## Problem to work on
From the listing that follows, output everything exactly except the pictures.

Start Information provided

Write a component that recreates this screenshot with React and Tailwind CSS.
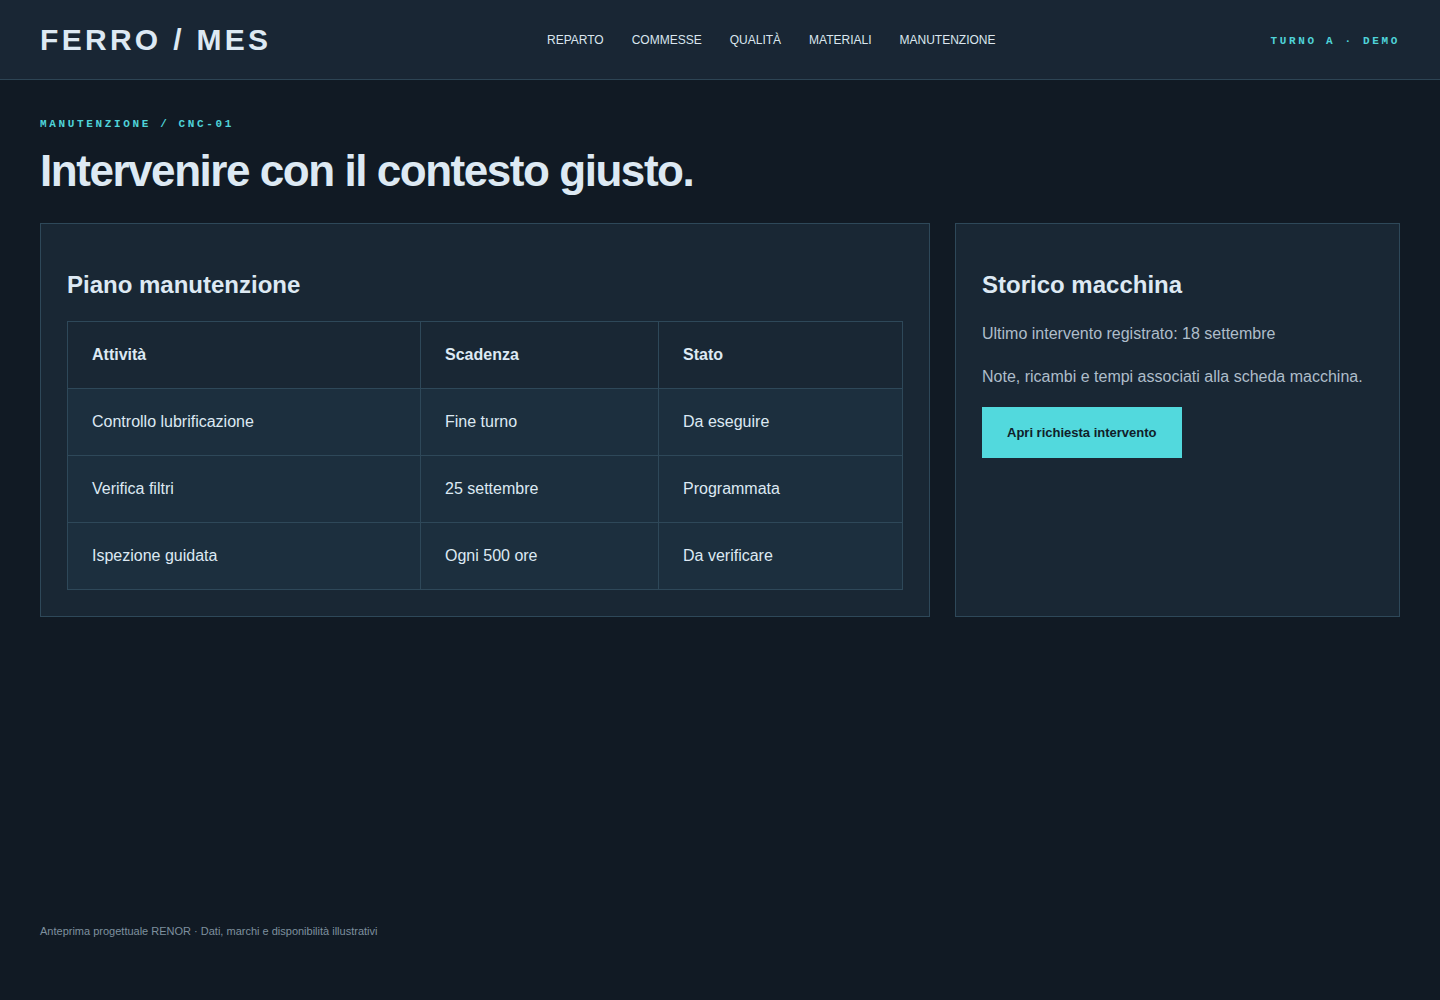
const NAV = ['Reparto', 'Commesse', 'Qualità', 'Materiali', 'Manutenzione'];

const TASKS = [
  { attivita: 'Controllo lubrificazione', scadenza: 'Fine turno', stato: 'Da eseguire' },
  { attivita: 'Verifica filtri', scadenza: '25 settembre', stato: 'Programmata' },
  { attivita: 'Ispezione guidata', scadenza: 'Ogni 500 ore', stato: 'Da verificare' },
];

const sans = "font-['Liberation_Sans',Arial,sans-serif]";
const mono = "font-['Liberation_Mono','Courier_New',monospace]";

function Header() {
  return (
    <header className="h-[80px] bg-[#192634] border-b border-[#2d4454] px-10 flex items-center">
      <div className="w-[507px] text-[30px] font-bold tracking-[0.11em] text-[#dde9f3] leading-none">FERRO / MES</div>
      <nav className="flex items-center gap-7">
        {NAV.map((item) => (
          <a key={item} className="text-[12px] uppercase text-[#dbe6ef]">
            {item}
          </a>
        ))}
      </nav>
      <div className={`${mono} ml-auto mt-[3px] text-[11px] font-bold tracking-[0.24em] text-[#4fd3d9]`}>TURNO A · DEMO</div>
    </header>
  );
}

function Card({ title, children }) {
  return (
    <section className="self-stretch bg-[#192734] border border-[#2e4859] px-[26px] pb-[26px] pt-[26px]">
      <h2 className="mt-5 mb-[22px] text-[24px] font-bold leading-[29px] text-[#dde9f3]">{title}</h2>
      {children}
    </section>
  );
}

export default function App() {
  return (
    <div className={`${sans} min-h-screen flex flex-col bg-[#111a24] text-[#dde9f3]`}>
      <Header />

      <main className="flex-1 px-10 pt-[36px]">
        <div className={`${mono} text-[11px] font-bold tracking-[0.24em] text-[#4fd3d9] leading-4`}>
          MANUTENZIONE / CNC-01
        </div>
        <h1 className="mt-[14px] text-[44px] font-bold leading-[50px] tracking-[-0.033em] text-[#dde9f3]">
          Intervenire con il contesto giusto.
        </h1>

        <div className="mt-[27px] grid grid-cols-[2fr_1fr] gap-[25px] items-start">
          <Card title="Piano manutenzione">
            {/* tabella attività */}
            <table className="w-full border-collapse border border-[#2e4859] text-[16px]">
              <colgroup>
                <col className="w-[353px]" />
                <col className="w-[238px]" />
                <col />
              </colgroup>
              <thead>
                <tr className="h-[67px]">
                  {['Attività', 'Scadenza', 'Stato'].map((h) => (
                    <th key={h} className="border border-[#2e4859] px-6 text-left font-bold text-[#dde9f3]">
                      {h}
                    </th>
                  ))}
                </tr>
              </thead>
              <tbody>
                {TASKS.map((t) => (
                  <tr key={t.attivita} className="h-[67px] bg-[#1c2f3e]">
                    <td className="border border-[#2e4859] px-6 text-[#dde9f3]">{t.attivita}</td>
                    <td className="border border-[#2e4859] px-6 text-[#dde9f3]">{t.scadenza}</td>
                    <td className="border border-[#2e4859] px-6 text-[#dde9f3]">{t.stato}</td>
                  </tr>
                ))}
              </tbody>
            </table>
          </Card>

          <Card title="Storico macchina">
            <p className="text-[16px] leading-[26px] text-[#aebdca]">Ultimo intervento registrato: 18 settembre</p>
            <p className="mt-[17px] text-[16px] leading-[26px] text-[#aebdca]">
              Note, ricambi e tempi associati alla scheda macchina.
            </p>
            <button className="mt-[17px] h-[51px] px-[25px] bg-[#52d9dd] text-[13px] font-bold text-[#102029]">
              Apri richiesta intervento
            </button>
          </Card>
        </div>
      </main>

      <footer className="px-10 pb-[61px] text-[11px] text-[#7e909e]">
        Anteprima progettuale RENOR · Dati, marchi e disponibilità illustrativi
      </footer>
    </div>
  );
}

End Information provided

## Written solution
Write a component that recreates this screenshot with React and Tailwind CSS.
const NAV = ['Reparto', 'Commesse', 'Qualità', 'Materiali', 'Manutenzione'];

const TASKS = [
  { attivita: 'Controllo lubrificazione', scadenza: 'Fine turno', stato: 'Da eseguire' },
  { attivita: 'Verifica filtri', scadenza: '25 settembre', stato: 'Programmata' },
  { attivita: 'Ispezione guidata', scadenza: 'Ogni 500 ore', stato: 'Da verificare' },
];

const sans = "font-['Liberation_Sans',Arial,sans-serif]";
const mono = "font-['Liberation_Mono','Courier_New',monospace]";

function Header() {
  return (
    <header className="h-[80px] bg-[#192634] border-b border-[#2d4454] px-10 flex items-center">
      <div className="w-[507px] text-[30px] font-bold tracking-[0.11em] text-[#dde9f3] leading-none">FERRO / MES</div>
      <nav className="flex items-center gap-7">
        {NAV.map((item) => (
          <a key={item} className="text-[12px] uppercase text-[#dbe6ef]">
            {item}
          </a>
        ))}
      </nav>
      <div className={`${mono} ml-auto mt-[3px] text-[11px] font-bold tracking-[0.24em] text-[#4fd3d9]`}>TURNO A · DEMO</div>
    </header>
  );
}

function Card({ title, children }) {
  return (
    <section className="self-stretch bg-[#192734] border border-[#2e4859] px-[26px] pb-[26px] pt-[26px]">
      <h2 className="mt-5 mb-[22px] text-[24px] font-bold leading-[29px] text-[#dde9f3]">{title}</h2>
      {children}
    </section>
  );
}

export default function App() {
  return (
    <div className={`${sans} min-h-screen flex flex-col bg-[#111a24] text-[#dde9f3]`}>
      <Header />

      <main className="flex-1 px-10 pt-[36px]">
        <div className={`${mono} text-[11px] font-bold tracking-[0.24em] text-[#4fd3d9] leading-4`}>
          MANUTENZIONE / CNC-01
        </div>
        <h1 className="mt-[14px] text-[44px] font-bold leading-[50px] tracking-[-0.033em] text-[#dde9f3]">
          Intervenire con il contesto giusto.
        </h1>

        <div className="mt-[27px] grid grid-cols-[2fr_1fr] gap-[25px] items-start">
          <Card title="Piano manutenzione">
            {/* tabella attività */}
            <table className="w-full border-collapse border border-[#2e4859] text-[16px]">
              <colgroup>
                <col className="w-[353px]" />
                <col className="w-[238px]" />
                <col />
              </colgroup>
              <thead>
                <tr className="h-[67px]">
                  {['Attività', 'Scadenza', 'Stato'].map((h) => (
                    <th key={h} className="border border-[#2e4859] px-6 text-left font-bold text-[#dde9f3]">
                      {h}
                    </th>
                  ))}
                </tr>
              </thead>
              <tbody>
                {TASKS.map((t) => (
                  <tr key={t.attivita} className="h-[67px] bg-[#1c2f3e]">
                    <td className="border border-[#2e4859] px-6 text-[#dde9f3]">{t.attivita}</td>
                    <td className="border border-[#2e4859] px-6 text-[#dde9f3]">{t.scadenza}</td>
                    <td className="border border-[#2e4859] px-6 text-[#dde9f3]">{t.stato}</td>
                  </tr>
                ))}
              </tbody>
            </table>
          </Card>

          <Card title="Storico macchina">
            <p className="text-[16px] leading-[26px] text-[#aebdca]">Ultimo intervento registrato: 18 settembre</p>
            <p className="mt-[17px] text-[16px] leading-[26px] text-[#aebdca]">
              Note, ricambi e tempi associati alla scheda macchina.
            </p>
            <button className="mt-[17px] h-[51px] px-[25px] bg-[#52d9dd] text-[13px] font-bold text-[#102029]">
              Apri richiesta intervento
            </button>
          </Card>
        </div>
      </main>

      <footer className="px-10 pb-[61px] text-[11px] text-[#7e909e]">
        Anteprima progettuale RENOR · Dati, marchi e disponibilità illustrativi
      </footer>
    </div>
  );
}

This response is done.